By Sean Ellis
Idaho Farm Bureau Federation
POCATELLO – As farm-level prices for chickpeas have declined significantly the past two years, so have U.S. and Idaho chickpea acres.
More than half of all chickpeas, also known as garbanzo beans, produced in the United States are grown in Idaho and Washington.
U.S. chickpea acres began soaring starting in 2016, when they hit 325,000, up from 207,000 the previous year. They jumped to a record 603,000 acres in 2017 and then reached 850,000 in 2018.
That’s when farm-level prices were near 40 cents a pound, but as prices began falling, so did acreage.
Total U.S. chickpea planted acreage fell to 450,000 in 2019 and planted acres this year are at 304,000, down 33 percent from last year, according to USDA’s National Agricultural Statistics Service.
NASS puts Idaho’s total planted chickpea acreage at 73,000 in 2020, down 17 percent from 88,000 in 2019.
NASS estimates Idaho farmers planted 65,000 acres of large chickpeas this year, down from 68,000 last year, and 8,000 acres of small chickpeas, down from 20,000 in 2019.
Washington’s total chickpea acreage in 2020 is estimated at 90,000, down 18 percent from 110,000 last year.
Dirk Hammond, administrative services manager for George F. Brocke and Sons, which processes pulse crops in Kendrick, Idaho, said the declining prices and acres are a result of oversupply.
“There is a lot of supply and not enough demand,” he said.
The rapid rise in U.S. chickpea acres followed 2016 being dubbed “Year of the Pulses” by the United Nations.
In Idaho, chickpea acreage expanded from 70,000 in 2015 to 92,000 in 2016, then 118,000 in 2017 and 134,000 in 2018.
During that time, chickpeas were on a roll in the United States, as demand, acres and prices continued to increase together for several years in a row.
But U.S. and Idaho chickpea acreage fell sharply during 2019 and 2020 as prices went from roughly 40 cents per pound all the way down to 16 cents per pound, which is below what many farmers need to break even, Hammond said.
The acreage declines “are all driven because those producer-level prices went from the 40s to 16 cents,” he said.
The price decline started happening after India, the world’s largest consumer of chickpeas, slapped tariffs on several products, including garbanzos. At about the same time, China also closed its market to chickpeas for about 18 months.
“At the same time that acres reached their highest level ever, we suffered the loss of two major markets,” Hammond said. “It was a perfect storm of historically high production and the loss of two major markets….”

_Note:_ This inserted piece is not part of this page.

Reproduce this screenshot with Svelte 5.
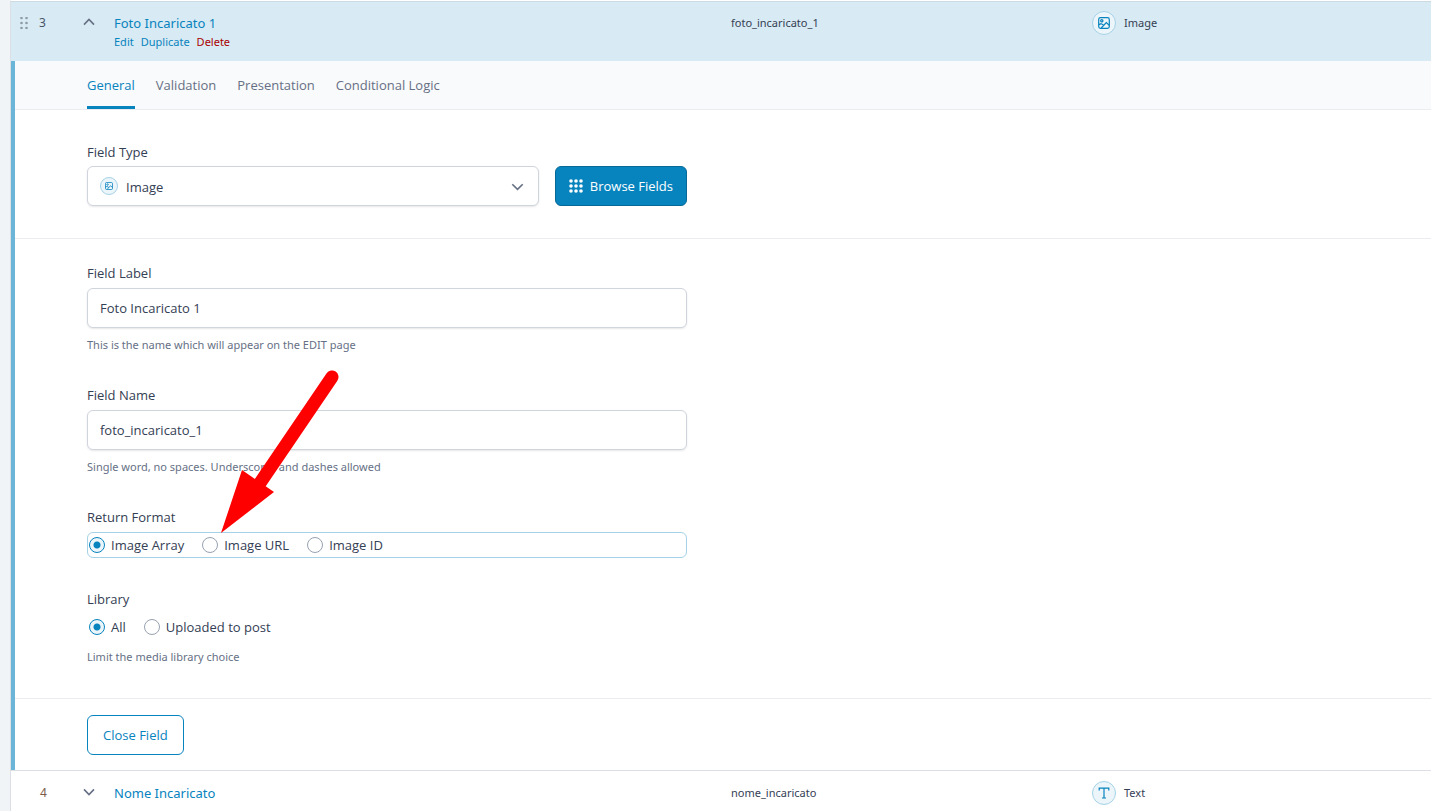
<script>
  const tabs = ['General', 'Validation', 'Presentation', 'Conditional Logic'];
  const formats = [
    { value: 'array', label: 'Image Array' },
    { value: 'url', label: 'Image URL' },
    { value: 'id', label: 'Image ID' }
  ];
  const libraries = [
    { value: 'all', label: 'All' },
    { value: 'uploaded', label: 'Uploaded to post' }
  ];

  let activeTab = $state('General');
  let label = $state('Foto Incaricato 1');
  let name = $state('foto_incaricato_1');
  let format = $state('array');
  let library = $state('all');
</script>

{#snippet imageIcon()}
  <svg class="glyph" viewBox="0 0 12 12" aria-hidden="true">
    <rect x="0.7" y="0.7" width="10.6" height="10.6" rx="1.8" />
    <circle cx="3.8" cy="3.8" r="1.1" />
    <path d="M3.2 11 L8.3 5.6 L11.2 8.2 M1 7.6 L3 6.6 L5.8 8.2" />
  </svg>
{/snippet}

<main class="field-list">
  <header class="row open">
    <span class="order">
      <svg class="drag" viewBox="0 0 8 12" aria-hidden="true">
        {#each [1, 6] as x}
          {#each [1, 6, 11] as y}
            <circle cx={x + 0.5} cy={y} r="1.3" />
          {/each}
        {/each}
      </svg>
      <span>3</span>
    </span>
    <button class="toggle" aria-label="Collapse field">
      <svg viewBox="0 0 12 8" aria-hidden="true"><path d="M1 6.6 L6 1.4 L11 6.6" /></svg>
    </button>
    <div class="title">
      <a class="name" href="#field-3">Foto Incaricato 1</a>
      <nav class="actions" aria-label="Field actions">
        <a href="#edit">Edit</a>
        <a href="#duplicate">Duplicate</a>
        <a class="delete" href="#delete">Delete</a>
      </nav>
    </div>
    <span class="key">foto_incaricato_1</span>
    <span class="type"><span class="badge">{@render imageIcon()}</span>Image</span>
  </header>

  <section class="settings">
    <nav class="tabs" aria-label="Field settings">
      {#each tabs as tab}
        <button class:active={tab === activeTab} onclick={() => (activeTab = tab)}>{tab}</button>
      {/each}
    </nav>

    <div class="group type-group">
      <label class="label" for="field-type">Field Type</label>
      <div class="type-line">
        <div class="select">
          <select id="field-type"><option>Image</option></select>
          <span class="badge small">{@render imageIcon()}</span>
          <svg class="arrow" viewBox="0 0 12 8" aria-hidden="true"><path d="M0.8 1.2 L6 6.4 L11.2 1.2" /></svg>
        </div>
        <button class="browse">
          <svg viewBox="0 0 14 14" aria-hidden="true">
            {#each [2, 7, 12] as x}
              {#each [2, 7, 12] as y}
                <circle cx={x} cy={y} r="1.8" />
              {/each}
            {/each}
          </svg>
          Browse Fields
        </button>
      </div>
    </div>

    <div class="group fields">
      <div class="field">
        <label class="label" for="field-label">Field Label</label>
        <input id="field-label" class="text" type="text" bind:value={label} />
        <p class="hint">This is the name which will appear on the EDIT page</p>
      </div>
      <div class="field">
        <label class="label" for="field-name">Field Name</label>
        <input id="field-name" class="text" type="text" bind:value={name} />
        <p class="hint">Single word, no spaces. Underscores and dashes allowed</p>
      </div>
      <fieldset class="field">
        <legend class="label">Return Format</legend>
        <div class="radios focused">
          {#each formats as option}
            <label><input type="radio" name="format" value={option.value} bind:group={format} />{option.label}</label>
          {/each}
        </div>
        <svg class="pointer" viewBox="0 0 120 166" aria-hidden="true">
          <path class="shaft" d="M112 9 L40 115" />
          <path class="head" d="M1 165 L22 102 L54 124 Z" />
        </svg>
      </fieldset>
      <fieldset class="field">
        <legend class="label">Library</legend>
        <div class="radios">
          {#each libraries as option}
            <label><input type="radio" name="library" value={option.value} bind:group={library} />{option.label}</label>
          {/each}
        </div>
        <p class="hint">Limit the media library choice</p>
      </fieldset>
    </div>

    <footer><button class="close">Close Field</button></footer>
  </section>

  <div class="row next">
    <span class="order second"><span>4</span></span>
    <button class="toggle" aria-label="Expand field">
      <svg viewBox="0 0 12 8" aria-hidden="true"><path d="M1 1.4 L6 6.6 L11 1.4" /></svg>
    </button>
    <div class="title"><a class="name" href="#field-4">Nome Incaricato</a></div>
    <span class="key">nome_incaricato</span>
    <span class="type">
      <span class="badge">
        <svg class="glyph" viewBox="0 0 12 12" aria-hidden="true">
          <path d="M1.2 3.4 V1.2 H10.8 V3.4 M6 1.2 V11 M4 11 H8" />
        </svg>
      </span>Text
    </span>
  </div>
</main>

<style>
  :global(body) {
    margin: 0;
    background: #f0f4f7;
  }
  :global(html) {
    overflow: hidden;
  }
  .field-list {
    margin-left: 10px;
    border-top: 1px solid #fff;
    border-left: 1px solid #dcdfe4;
    background: #fff;
    font: 13px/20px "Open Sans", "Noto Sans", sans-serif;
    color: #344054;
  }
  button,
  input,
  select {
    font: inherit;
    color: inherit;
  }
  button {
    cursor: pointer;
  }
  a {
    color: #0783be;
    text-decoration: none;
  }
  svg {
    fill: none;
    stroke: currentColor;
    display: block;
  }
  .row {
    display: grid;
    grid-template-columns: 64px 39px minmax(0, 617fr) minmax(0, 361fr) minmax(0, 339fr);
    align-items: start;
    box-sizing: border-box;
    font-family: "Noto Sans", "Open Sans", sans-serif;
  }
  .open {
    min-height: 60px;
    padding: 11px 0 8px;
    border-top: 1px solid #ccdbe3;
    background: #d8eaf3;
  }
  .next {
    min-height: 44px;
    padding-top: 12px;
    border-top: 1px solid #dcdfe4;
  }
  .order {
    display: flex;
    align-items: center;
    gap: 11px;
    padding-left: 9px;
    font-size: 12px;
    color: #475467;
  }
  .second {
    padding-left: 29px;
    color: #7a5c48;
  }
  .drag {
    width: 8px;
    height: 12px;
    fill: #8d99a8;
    stroke: none;
  }
  .toggle {
    width: 28px;
    height: 18px;
    padding: 0 8px;
    border: 0;
    background: none;
    color: #667085;
  }
  .toggle svg {
    width: 12px;
    height: 8px;
    stroke-width: 1.6;
  }
  .title .name {
    display: block;
  }
  .actions {
    display: flex;
    gap: 7px;
    font-size: 11px;
    line-height: 18px;
  }
  .actions .delete {
    color: #a00;
  }
  .key,
  .type {
    font-size: 11px;
  }
  .type {
    display: flex;
    align-items: center;
    gap: 8px;
    height: 20px;
  }
  .badge {
    display: flex;
    align-items: center;
    justify-content: center;
    box-sizing: border-box;
    width: 24px;
    height: 24px;
    border: 1px solid #a5d2e7;
    border-radius: 50%;
    background: #ebf5fa;
    color: #0783be;
  }
  .glyph {
    width: 12px;
    height: 12px;
    stroke-width: 1.2;
  }
  .badge.small {
    width: 18px;
    height: 18px;
  }
  .small .glyph {
    width: 8px;
    height: 8px;
  }
  .settings {
    border-left: 4px solid #6bb5d8;
  }
  .tabs {
    display: flex;
    gap: 21px;
    height: 48px;
    padding-left: 72px;
    border-bottom: 1px solid #eaecf0;
    background: #f9fafb;
  }
  .tabs button {
    padding: 3px 0 0;
    border: 0;
    border-bottom: 3px solid transparent;
    background: none;
    color: #667085;
  }
  .tabs .active {
    border-color: #0783be;
    color: #0783be;
  }
  .group {
    padding: 24px 72px 32px;
    border-bottom: 1px solid #eaecf0;
  }
  .type-group {
    padding-top: 32px;
  }
  .fields {
    display: grid;
    gap: 31px;
  }
  .field,
  .type-line {
    width: 100%;
    max-width: 600px;
  }
  .field {
    position: relative;
    min-width: 0;
    margin: 0;
    padding: 0;
    border: 0;
  }
  .label {
    display: block;
    margin-bottom: 5px;
    padding: 0;
  }
  .type-group .label {
    margin-bottom: 4px;
  }
  .type-line {
    display: flex;
    gap: 16px;
  }
  .select {
    position: relative;
    flex: 1;
  }
  select,
  .text {
    display: block;
    box-sizing: border-box;
    width: 100%;
    height: 40px;
    border: 1px solid #d0d5dd;
    border-radius: 6px;
    background: #fff;
    box-shadow: 0 1px 2px rgba(16, 24, 40, 0.1);
  }
  select {
    padding: 2px 36px 0 38px;
    appearance: none;
  }
  .text {
    padding: 0 12px;
  }
  .small {
    position: absolute;
    top: 11px;
    left: 13px;
    pointer-events: none;
  }
  .arrow {
    position: absolute;
    top: 17px;
    right: 15px;
    width: 13px;
    height: 8px;
    color: #667085;
    stroke-width: 1.6;
    pointer-events: none;
  }
  .browse {
    display: flex;
    align-items: center;
    gap: 7px;
    height: 40px;
    padding: 0 13px;
    border: 1px solid #066998;
    border-radius: 6px;
    background: #0783be;
    color: #fff;
  }
  .browse svg {
    width: 14px;
    height: 14px;
    fill: #fff;
    stroke: none;
  }
  .hint {
    margin: 8px 0 0;
    font-family: "Noto Sans", "Open Sans", sans-serif;
    font-size: 11px;
    line-height: 18px;
    color: #667085;
  }
  .radios {
    display: flex;
    align-items: center;
    gap: 18px;
    box-sizing: border-box;
    height: 26px;
    padding: 0 1px;
    border: 1px solid transparent;
    border-radius: 6px;
  }
  .focused {
    border-color: #a5d2e7;
  }
  .radios label {
    display: flex;
    align-items: center;
    gap: 6px;
  }
  .radios input {
    appearance: none;
    box-sizing: border-box;
    width: 16px;
    height: 16px;
    margin: 0;
    border: 1px solid #98a2b3;
    border-radius: 50%;
    background: #fff;
  }
  .radios input:checked {
    border-color: #0783be;
    background: radial-gradient(circle, #0783be 3px, #ebf5fa 4px);
  }
  .pointer {
    position: absolute;
    left: 133px;
    bottom: 24px;
    width: 120px;
    height: 166px;
    pointer-events: none;
  }
  .shaft {
    stroke: #f00;
    stroke-width: 13;
    stroke-linecap: round;
  }
  .head {
    fill: #f00;
    stroke: none;
  }
  footer {
    padding: 16px 72px 15px;
  }
  .close {
    height: 40px;
    padding: 0 15px;
    border: 1px solid #0783be;
    border-radius: 6px;
    background: #fff;
    color: #0783be;
  }
</style>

Craig Fleener, a farmer in Moscow, Idaho, didn’t plant any chickpeas this year, partly because of a tough harvest year in 2019 due to late rains, but mostly because of the price drop.
“That’s the main thing,” he said. “The price drop was very dramatic. That’s just not enough money.”
Hammond said that farmers and industry leaders are hopeful the dramatic drop in acreage might soon lead to a bump in prices.
“With fewer supplies and fewer acres, we’re hoping we might see a little bit of a price increase with garbs,” he said.